**Problem to work on**
Output the data word for word, dropping every image.

**Provided data**

▼▼▼

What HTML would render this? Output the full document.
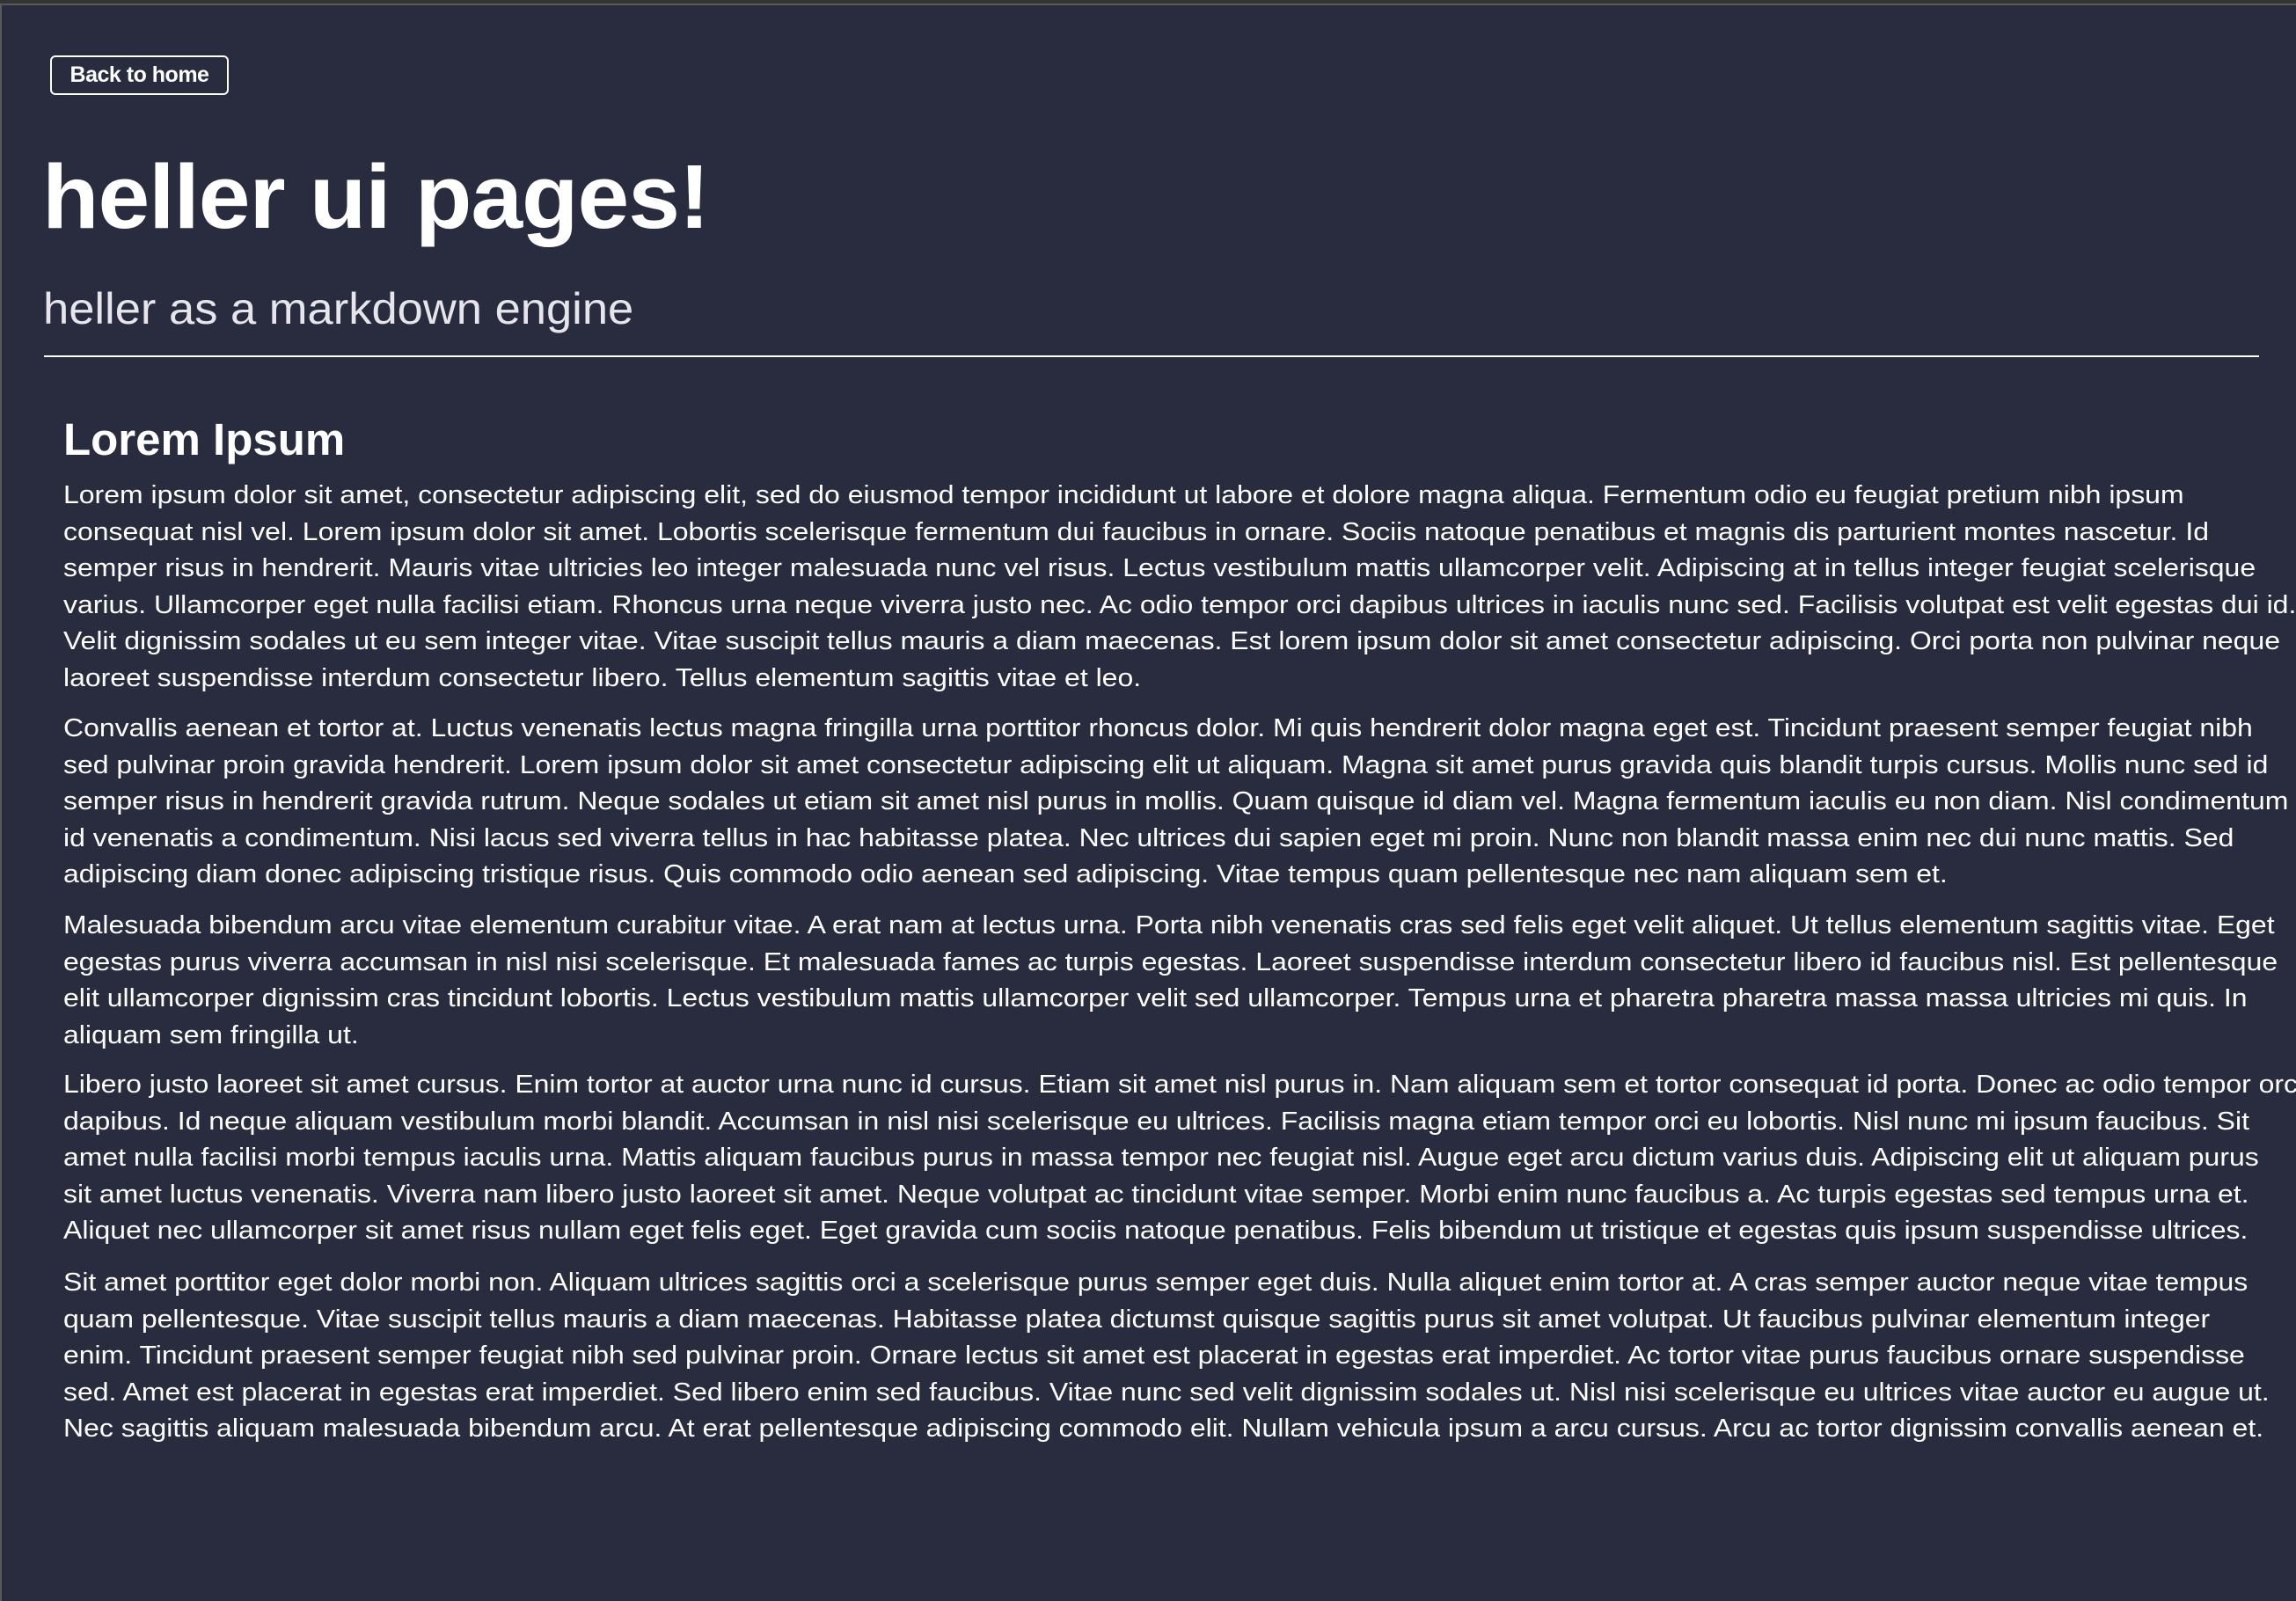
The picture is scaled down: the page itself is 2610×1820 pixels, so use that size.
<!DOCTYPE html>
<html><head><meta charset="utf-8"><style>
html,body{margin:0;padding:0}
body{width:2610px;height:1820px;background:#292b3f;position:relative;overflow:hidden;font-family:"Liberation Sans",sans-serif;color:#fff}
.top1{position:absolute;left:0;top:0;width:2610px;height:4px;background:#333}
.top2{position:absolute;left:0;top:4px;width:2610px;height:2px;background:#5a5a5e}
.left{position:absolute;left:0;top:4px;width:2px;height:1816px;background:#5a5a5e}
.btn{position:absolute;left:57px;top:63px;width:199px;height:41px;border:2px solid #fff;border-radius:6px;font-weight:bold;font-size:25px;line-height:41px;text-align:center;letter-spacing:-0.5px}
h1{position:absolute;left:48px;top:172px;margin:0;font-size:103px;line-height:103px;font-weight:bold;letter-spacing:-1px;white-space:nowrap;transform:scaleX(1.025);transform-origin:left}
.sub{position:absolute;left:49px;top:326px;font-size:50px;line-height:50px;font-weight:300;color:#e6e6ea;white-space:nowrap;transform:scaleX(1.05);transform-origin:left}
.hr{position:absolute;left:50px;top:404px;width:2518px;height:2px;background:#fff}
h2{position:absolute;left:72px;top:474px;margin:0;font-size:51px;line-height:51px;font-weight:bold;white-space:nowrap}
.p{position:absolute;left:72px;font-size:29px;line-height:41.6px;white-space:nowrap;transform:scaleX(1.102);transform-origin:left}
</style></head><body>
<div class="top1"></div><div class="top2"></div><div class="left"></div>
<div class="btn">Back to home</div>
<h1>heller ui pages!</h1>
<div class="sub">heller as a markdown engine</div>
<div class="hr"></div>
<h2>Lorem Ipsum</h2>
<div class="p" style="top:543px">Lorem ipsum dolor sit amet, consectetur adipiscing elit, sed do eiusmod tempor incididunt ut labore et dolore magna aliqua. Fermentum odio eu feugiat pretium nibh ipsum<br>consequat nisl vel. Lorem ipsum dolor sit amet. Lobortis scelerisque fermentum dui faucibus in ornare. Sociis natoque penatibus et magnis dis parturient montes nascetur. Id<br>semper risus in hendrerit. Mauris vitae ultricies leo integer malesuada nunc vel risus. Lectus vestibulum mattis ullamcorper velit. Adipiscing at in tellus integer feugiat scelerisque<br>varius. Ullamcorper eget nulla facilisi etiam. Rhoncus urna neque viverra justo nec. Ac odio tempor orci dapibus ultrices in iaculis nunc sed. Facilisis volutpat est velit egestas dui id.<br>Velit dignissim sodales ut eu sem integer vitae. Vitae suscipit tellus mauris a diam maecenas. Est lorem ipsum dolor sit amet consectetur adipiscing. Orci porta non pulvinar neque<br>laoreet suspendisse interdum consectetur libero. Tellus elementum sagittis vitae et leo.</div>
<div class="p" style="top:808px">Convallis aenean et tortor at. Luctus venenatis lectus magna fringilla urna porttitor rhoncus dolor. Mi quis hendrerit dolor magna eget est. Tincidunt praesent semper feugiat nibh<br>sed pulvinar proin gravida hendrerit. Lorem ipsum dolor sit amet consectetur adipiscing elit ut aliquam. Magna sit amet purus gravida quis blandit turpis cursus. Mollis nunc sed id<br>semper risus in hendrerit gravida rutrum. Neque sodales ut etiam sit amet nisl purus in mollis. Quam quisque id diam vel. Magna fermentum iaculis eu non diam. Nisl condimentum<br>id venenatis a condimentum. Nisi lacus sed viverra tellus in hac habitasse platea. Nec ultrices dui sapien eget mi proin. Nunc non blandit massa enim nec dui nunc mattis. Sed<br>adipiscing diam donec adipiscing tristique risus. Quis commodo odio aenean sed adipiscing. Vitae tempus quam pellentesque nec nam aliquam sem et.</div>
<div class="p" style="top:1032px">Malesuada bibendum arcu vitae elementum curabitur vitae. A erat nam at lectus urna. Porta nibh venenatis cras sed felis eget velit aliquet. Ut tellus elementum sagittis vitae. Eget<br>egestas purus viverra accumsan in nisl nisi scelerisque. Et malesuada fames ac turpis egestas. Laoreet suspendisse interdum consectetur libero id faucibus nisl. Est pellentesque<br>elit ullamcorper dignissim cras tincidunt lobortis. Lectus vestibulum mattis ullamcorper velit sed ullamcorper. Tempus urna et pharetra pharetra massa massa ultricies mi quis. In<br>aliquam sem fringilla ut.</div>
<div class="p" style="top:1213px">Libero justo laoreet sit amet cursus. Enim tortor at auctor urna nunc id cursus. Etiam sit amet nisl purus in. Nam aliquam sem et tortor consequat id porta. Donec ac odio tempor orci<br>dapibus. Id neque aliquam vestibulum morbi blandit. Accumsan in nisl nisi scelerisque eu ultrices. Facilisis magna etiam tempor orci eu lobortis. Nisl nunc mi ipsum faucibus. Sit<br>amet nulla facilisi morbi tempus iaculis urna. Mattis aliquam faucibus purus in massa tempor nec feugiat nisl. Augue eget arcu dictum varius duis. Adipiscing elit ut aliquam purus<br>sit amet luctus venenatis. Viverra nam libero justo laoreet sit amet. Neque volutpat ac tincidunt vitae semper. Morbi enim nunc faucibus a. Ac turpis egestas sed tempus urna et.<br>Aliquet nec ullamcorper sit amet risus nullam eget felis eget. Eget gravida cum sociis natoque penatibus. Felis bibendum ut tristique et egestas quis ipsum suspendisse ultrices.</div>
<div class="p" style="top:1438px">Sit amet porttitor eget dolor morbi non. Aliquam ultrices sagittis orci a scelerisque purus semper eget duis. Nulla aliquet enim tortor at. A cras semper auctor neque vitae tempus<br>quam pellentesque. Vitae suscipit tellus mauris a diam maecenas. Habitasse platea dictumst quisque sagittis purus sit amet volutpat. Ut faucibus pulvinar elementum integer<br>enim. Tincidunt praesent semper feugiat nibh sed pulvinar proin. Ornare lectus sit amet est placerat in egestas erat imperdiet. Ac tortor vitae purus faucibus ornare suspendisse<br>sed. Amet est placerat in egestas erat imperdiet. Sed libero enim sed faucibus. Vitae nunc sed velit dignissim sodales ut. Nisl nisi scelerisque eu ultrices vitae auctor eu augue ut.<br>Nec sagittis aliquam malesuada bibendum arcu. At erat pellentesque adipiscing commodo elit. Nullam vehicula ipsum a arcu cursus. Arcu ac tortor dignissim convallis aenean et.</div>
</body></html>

▲▲▲

**Task result**
What HTML would render this? Output the full document.
The picture is scaled down: the page itself is 2610×1820 pixels, so use that size.
<!DOCTYPE html>
<html><head><meta charset="utf-8"><style>
html,body{margin:0;padding:0}
body{width:2610px;height:1820px;background:#292b3f;position:relative;overflow:hidden;font-family:"Liberation Sans",sans-serif;color:#fff}
.top1{position:absolute;left:0;top:0;width:2610px;height:4px;background:#333}
.top2{position:absolute;left:0;top:4px;width:2610px;height:2px;background:#5a5a5e}
.left{position:absolute;left:0;top:4px;width:2px;height:1816px;background:#5a5a5e}
.btn{position:absolute;left:57px;top:63px;width:199px;height:41px;border:2px solid #fff;border-radius:6px;font-weight:bold;font-size:25px;line-height:41px;text-align:center;letter-spacing:-0.5px}
h1{position:absolute;left:48px;top:172px;margin:0;font-size:103px;line-height:103px;font-weight:bold;letter-spacing:-1px;white-space:nowrap;transform:scaleX(1.025);transform-origin:left}
.sub{position:absolute;left:49px;top:326px;font-size:50px;line-height:50px;font-weight:300;color:#e6e6ea;white-space:nowrap;transform:scaleX(1.05);transform-origin:left}
.hr{position:absolute;left:50px;top:404px;width:2518px;height:2px;background:#fff}
h2{position:absolute;left:72px;top:474px;margin:0;font-size:51px;line-height:51px;font-weight:bold;white-space:nowrap}
.p{position:absolute;left:72px;font-size:29px;line-height:41.6px;white-space:nowrap;transform:scaleX(1.102);transform-origin:left}
</style></head><body>
<div class="top1"></div><div class="top2"></div><div class="left"></div>
<div class="btn">Back to home</div>
<h1>heller ui pages!</h1>
<div class="sub">heller as a markdown engine</div>
<div class="hr"></div>
<h2>Lorem Ipsum</h2>
<div class="p" style="top:543px">Lorem ipsum dolor sit amet, consectetur adipiscing elit, sed do eiusmod tempor incididunt ut labore et dolore magna aliqua. Fermentum odio eu feugiat pretium nibh ipsum<br>consequat nisl vel. Lorem ipsum dolor sit amet. Lobortis scelerisque fermentum dui faucibus in ornare. Sociis natoque penatibus et magnis dis parturient montes nascetur. Id<br>semper risus in hendrerit. Mauris vitae ultricies leo integer malesuada nunc vel risus. Lectus vestibulum mattis ullamcorper velit. Adipiscing at in tellus integer feugiat scelerisque<br>varius. Ullamcorper eget nulla facilisi etiam. Rhoncus urna neque viverra justo nec. Ac odio tempor orci dapibus ultrices in iaculis nunc sed. Facilisis volutpat est velit egestas dui id.<br>Velit dignissim sodales ut eu sem integer vitae. Vitae suscipit tellus mauris a diam maecenas. Est lorem ipsum dolor sit amet consectetur adipiscing. Orci porta non pulvinar neque<br>laoreet suspendisse interdum consectetur libero. Tellus elementum sagittis vitae et leo.</div>
<div class="p" style="top:808px">Convallis aenean et tortor at. Luctus venenatis lectus magna fringilla urna porttitor rhoncus dolor. Mi quis hendrerit dolor magna eget est. Tincidunt praesent semper feugiat nibh<br>sed pulvinar proin gravida hendrerit. Lorem ipsum dolor sit amet consectetur adipiscing elit ut aliquam. Magna sit amet purus gravida quis blandit turpis cursus. Mollis nunc sed id<br>semper risus in hendrerit gravida rutrum. Neque sodales ut etiam sit amet nisl purus in mollis. Quam quisque id diam vel. Magna fermentum iaculis eu non diam. Nisl condimentum<br>id venenatis a condimentum. Nisi lacus sed viverra tellus in hac habitasse platea. Nec ultrices dui sapien eget mi proin. Nunc non blandit massa enim nec dui nunc mattis. Sed<br>adipiscing diam donec adipiscing tristique risus. Quis commodo odio aenean sed adipiscing. Vitae tempus quam pellentesque nec nam aliquam sem et.</div>
<div class="p" style="top:1032px">Malesuada bibendum arcu vitae elementum curabitur vitae. A erat nam at lectus urna. Porta nibh venenatis cras sed felis eget velit aliquet. Ut tellus elementum sagittis vitae. Eget<br>egestas purus viverra accumsan in nisl nisi scelerisque. Et malesuada fames ac turpis egestas. Laoreet suspendisse interdum consectetur libero id faucibus nisl. Est pellentesque<br>elit ullamcorper dignissim cras tincidunt lobortis. Lectus vestibulum mattis ullamcorper velit sed ullamcorper. Tempus urna et pharetra pharetra massa massa ultricies mi quis. In<br>aliquam sem fringilla ut.</div>
<div class="p" style="top:1213px">Libero justo laoreet sit amet cursus. Enim tortor at auctor urna nunc id cursus. Etiam sit amet nisl purus in. Nam aliquam sem et tortor consequat id porta. Donec ac odio tempor orci<br>dapibus. Id neque aliquam vestibulum morbi blandit. Accumsan in nisl nisi scelerisque eu ultrices. Facilisis magna etiam tempor orci eu lobortis. Nisl nunc mi ipsum faucibus. Sit<br>amet nulla facilisi morbi tempus iaculis urna. Mattis aliquam faucibus purus in massa tempor nec feugiat nisl. Augue eget arcu dictum varius duis. Adipiscing elit ut aliquam purus<br>sit amet luctus venenatis. Viverra nam libero justo laoreet sit amet. Neque volutpat ac tincidunt vitae semper. Morbi enim nunc faucibus a. Ac turpis egestas sed tempus urna et.<br>Aliquet nec ullamcorper sit amet risus nullam eget felis eget. Eget gravida cum sociis natoque penatibus. Felis bibendum ut tristique et egestas quis ipsum suspendisse ultrices.</div>
<div class="p" style="top:1438px">Sit amet porttitor eget dolor morbi non. Aliquam ultrices sagittis orci a scelerisque purus semper eget duis. Nulla aliquet enim tortor at. A cras semper auctor neque vitae tempus<br>quam pellentesque. Vitae suscipit tellus mauris a diam maecenas. Habitasse platea dictumst quisque sagittis purus sit amet volutpat. Ut faucibus pulvinar elementum integer<br>enim. Tincidunt praesent semper feugiat nibh sed pulvinar proin. Ornare lectus sit amet est placerat in egestas erat imperdiet. Ac tortor vitae purus faucibus ornare suspendisse<br>sed. Amet est placerat in egestas erat imperdiet. Sed libero enim sed faucibus. Vitae nunc sed velit dignissim sodales ut. Nisl nisi scelerisque eu ultrices vitae auctor eu augue ut.<br>Nec sagittis aliquam malesuada bibendum arcu. At erat pellentesque adipiscing commodo elit. Nullam vehicula ipsum a arcu cursus. Arcu ac tortor dignissim convallis aenean et.</div>
</body></html>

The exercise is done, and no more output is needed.